音楽療法というのがある。音楽を聴いたり演奏したりすることで起こる人間の生理的な変化を利用して持っている能力を引き出したり疾病の改善を試みる代替療法ということになるのかな。当法人のデイサービスでも音楽療法士の先生に来ていただき、その日はとても参加希望者が多くなる。みんな音楽が好きなのね。
認知機能が落ちると音楽の構成要素である和音が引き起こす情動の変化が起こりにくくなるというのを以前第18回抗加齢医学会総会で発表した。認知症の方は早期から嗅覚が落ちるというのは報告されているが、同じように感覚的なトラブルが起きてくる。音楽療法に反応されているのは音楽のメロディックな部分やリズムが大きいのかなと思う。
僕は介護施設をはじめて安定するまでの2年間くらい結構苦労して、仕事に行くのが嫌で嫌でたまらない時が度々あった。そんな時、車に乗ると自分を勇気づけるために大音量で好きな曲、元気の出る音楽をかけた。その時の経験から、①比較的元気な時は洋物ロックがいい、新しいのがいけるほど元気度が高い、②落ち込んでいるときは和物、J-POPが入りやすい。ユーミンとか切ないのがしみるときはかなりやばい、③JAZZが聴けるときは絶好調に近い、という公式ができ、自分のコンディションを判断できるのである。
絶好調時のバックグラウンドミュージック、JAZZであるが、とろけそうに甘いバラードよりわけのわからん前衛ジャズが昔から割と気に入っていた。
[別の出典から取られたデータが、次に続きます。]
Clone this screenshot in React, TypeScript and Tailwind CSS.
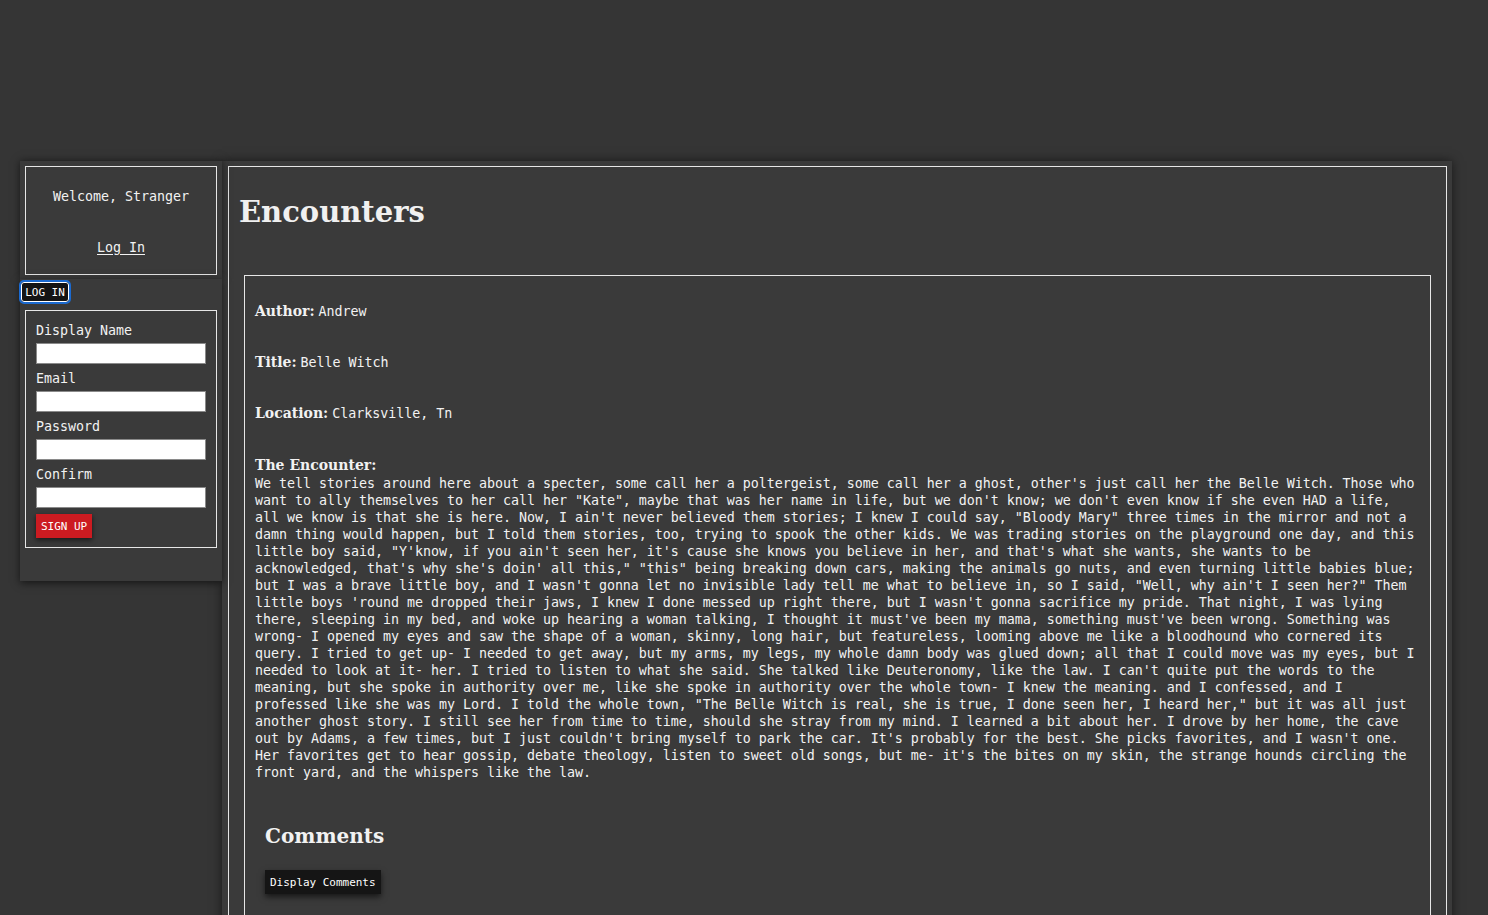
import React from 'react';

const mono = "font-['DejaVu_Sans_Mono',monospace] tracking-[-0.027px]";
const type = "font-['DejaVu_Serif',serif] font-bold tracking-normal";

const story = `We tell stories around here about a specter, some call her a poltergeist, some call her a ghost, other's just call her the Belle Witch. Those who want to ally themselves to her call her "Kate", maybe that was her name in life, but we don't know; we don't even know if she even HAD a life, all we know is that she is here. Now, I ain't never believed them stories; I knew I could say, "Bloody Mary" three times in the mirror and not a damn thing would happen, but I told them stories, too, trying to spook the other kids. We was trading stories on the playground one day, and this little boy said, "Y'know, if you ain't seen her, it's cause she knows you believe in her, and that's what she wants, she wants to be acknowledged, that's why she's doin' all this," "this" being breaking down cars, making the animals go nuts, and even turning little babies blue; but I was a brave little boy, and I wasn't gonna let no invisible lady tell me what to believe in, so I said, "Well, why ain't I seen her?" Them little boys 'round me dropped their jaws, I knew I done messed up right there, but I wasn't gonna sacrifice my pride. That night, I was lying there, sleeping in my bed, and woke up hearing a woman talking, I thought it must've been my mama, something must've been wrong. Something was wrong- I opened my eyes and saw the shape of a woman, skinny, long hair, but featureless, looming above me like a bloodhound who cornered its query. I tried to get up- I needed to get away, but my arms, my legs, my whole damn body was glued down; all that I could move was my eyes, but I needed to look at it- her. I tried to listen to what she said. She talked like Deuteronomy, like the law. I can't quite put the words to the meaning, but she spoke in authority over me, like she spoke in authority over the whole town- I knew the meaning. and I confessed, and I professed like she was my Lord. I told the whole town, "The Belle Witch is real, she is true, I done seen her, I heard her," but it was all just another ghost story. I still see her from time to time, should she stray from my mind. I learned a bit about her. I drove by her home, the cave out by Adams, a few times, but I just couldn't bring myself to park the car. It's probably for the best. She picks favorites, and I wasn't one. Her favorites get to hear gossip, debate theology, listen to sweet old songs, but me- it's the bites on my skin, the strange hounds circling the front yard, and the whispers like the law.`;

const fields = [
  { label: 'Author:', value: 'Andrew' },
  { label: 'Title:', value: 'Belle Witch' },
  { label: 'Location:', value: 'Clarksville, Tn' },
];

const signupFields = ['Display Name', 'Email', 'Password', 'Confirm'];

const App: React.FC = () => {
  return (
    <div className={`min-h-screen bg-[#353535] pt-[161px] pl-[20px] flex items-start text-[#f2f2f2] ${mono} text-[13.3333px] leading-[17px]`}>
      {/* sidebar */}
      <aside className="w-[202px] flex flex-col relative z-10">
        <div className="bg-[#3a3a3a] pt-[5px] px-[5px] pb-[4px] shadow-[0_0_8px_rgba(0,0,0,0.55)]">
          <div className="border border-[#e6e6e6] flex flex-col items-center pt-[21px] pb-[18px] gap-[34px]">
            <p>Welcome, Stranger</p>
            <a className="underline underline-offset-2 cursor-pointer">Log In</a>
          </div>
        </div>
        <div className="bg-[#3a3a3a] pb-[33px] shadow-[0_2px_8px_rgba(0,0,0,0.6)]">
          <button className="ml-[1px] mt-[3px] h-[20px] w-[48px] bg-[#141414] border border-white rounded-[3px] outline-2 outline-solid outline-[#1b6ad0] text-[11px] leading-[15px] text-white">
            LOG IN
          </button>
          <div className="mx-[5px] mt-[8px] border border-[#e6e6e6] px-[10px] pt-[11px] pb-[9px]">
            {signupFields.map((f) => (
              <div key={f}>
                <label className="block h-[17px] mb-[4px]">{f}</label>
                <input className="block w-full h-[21px] bg-white border border-[#8a8a8a] mb-[6px]" />
              </div>
            ))}
            <button className="h-[24px] px-[5px] bg-[#cc1b21] text-white text-[11px] shadow-[0_2px_5px_rgba(0,0,0,0.6)]">
              SIGN UP
            </button>
          </div>
        </div>
      </aside>

      {/* main */}
      <main className="w-[1230px] bg-[#3a3a3a] p-[5px] pl-[6px] shadow-[0_0_10px_rgba(0,0,0,0.55)]">
        <div className="border border-[#e6e6e6] px-[10px] pt-[28px] pb-[20px]">
          <h1 className={`${type} text-[29px] leading-[34px] text-[#f0f0f0]`}>Encounters</h1>
          <article className="mx-[5px] mt-[46px] border border-[#e6e6e6] px-[10px] pt-[27px] pb-[40px]">
            {fields.map((f) => (
              <div key={f.label} className="h-[17px] mb-[34px] flex items-baseline gap-[4px]">
                <span className={`${type} text-[14px]`}>{f.label}</span>
                <span>{f.value}</span>
              </div>
            ))}
            <div className={`${type} text-[14px] leading-[19px]`}>The Encounter:</div>
            <p className="w-[1164px]">{story}</p>
            <section className="px-[10px] mt-[43px]">
              <h2 className={`${type} text-[20px] leading-[24px]`}>Comments</h2>
              <button className="mt-[22px] h-[24px] px-[5px] bg-[#151515] text-white text-[11px] shadow-[0_3px_6px_rgba(0,0,0,0.6)]">
                Display Comments
              </button>
            </section>
          </article>
        </div>
      </main>
    </div>
  );
};

export default App;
セシルテイラーとかドンチェリーとかも聴きに行ったりしてたけど本当に好きだったのかわからん。なんとなく雰囲気が好きという感じだったのかな。ところが最近、久しぶりに聞いたアンソニーブラクストンとかオーネットコールマンとかがズズーーンと入ってきたのである。心の被膜をスッと針が突き抜けて簡単に柔らかい内部に達した。・・・・すげぇソウルフルじゃん!!この時は実は割と心の不安定な時で(理由は秘密)、本当に偶然手近にあったCDをかけたんだけど・・・効いたね。でヨレヨレの時は前衛ジャズと。
でそういう日が続いてかなり心の中に重いものが、意識する、しないにかかわらず溜まってきているとする。その時は突然荒療治をしたくなる。翌日が休みの時にCDでもユーチューブでもともかく好きな音楽をかけまくりアルコールを数種飲みまくる。好きな歌を思い切りポーズを付け歌う。踊る。一人で騒いで泥酔して寝る。発作である。
翌日はスッキリするわけがない。後悔のみ。馬鹿だなぁと思い、でもこれで底を打ったという感じでじんわりと立ち直るのである。 ま、あんまりお勧めはしないよ。